Efekt na forum każdy widzi, a gdy przestawałem odpisywać na forum, to na bb@ wysyłał mi obelgi i wyzwiska oraz groźby uszkodzenia zdrowia (na to chyba nawet jest paragraf).
Ale to nie znaczy, że nieustannie złośliwie zaczepiany nigdy mu nie odpłacę złośliwością. Czasem smarkaczowi trzeba dać klapsa, żeby się uspokoił.
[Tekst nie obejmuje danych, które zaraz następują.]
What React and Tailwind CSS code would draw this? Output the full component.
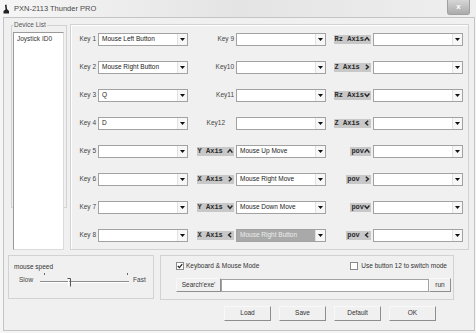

Zwróćcie uwagę zresztą jak ten cały niby konflikt na naszej linii przebiega. Ja za nim nie biegam, to on tylko, gdy widzi mojego posta, to dostaje jakiegoś amoku i zaczyna szczeniacke zaczepki. Ja bym był cały szczęśliwy, gdyby po prostu przestał to robić, najlepiej w ogóle do mnie pisać. Próbowałem mu odpisywać merytorycznie, próbowałem kulturalnie, próbowałem obracać w żart, w końcu próbowałem ignorować - nic, zero efektu, leci wtedy do następnego wątku. Tu zaczął się interesować moim ptakiem
(150717.303), tu nagle moim zdrowiem i wysyłał do lekarza
(155689.57). I tak jest za każdym razem, pisze do mnie tylko po to, żeby robić dym na forum.
Do powodów przyznał się po wyborach. Napisał wtedy, że jest przerażony liczbą osób, które mnie poparły i wymyślił sobie, że to dlatego, że mnie nie atakował. No i zaczął to robić i konsekwentnie robi - tak sobie ubzdurał.
Do tej pory ja tylko się przed nim broniłem, on atakował mnie za wszystko, krytykował i deprecjonował każdą rzecz, którą zrobiłem. Ale w nieskończoność to nie może trwać,
więc też postanowiłem skrytykować to, że skompromitował się jako skaut. Wszyscy zadają sobie pytanie dlaczego nasze kadry nie odnoszą sukcesów. Odpowiedź jest prosta - bo niektórzy skauci źle wykonują swoją robotę i przez to mamy słabych zawodników.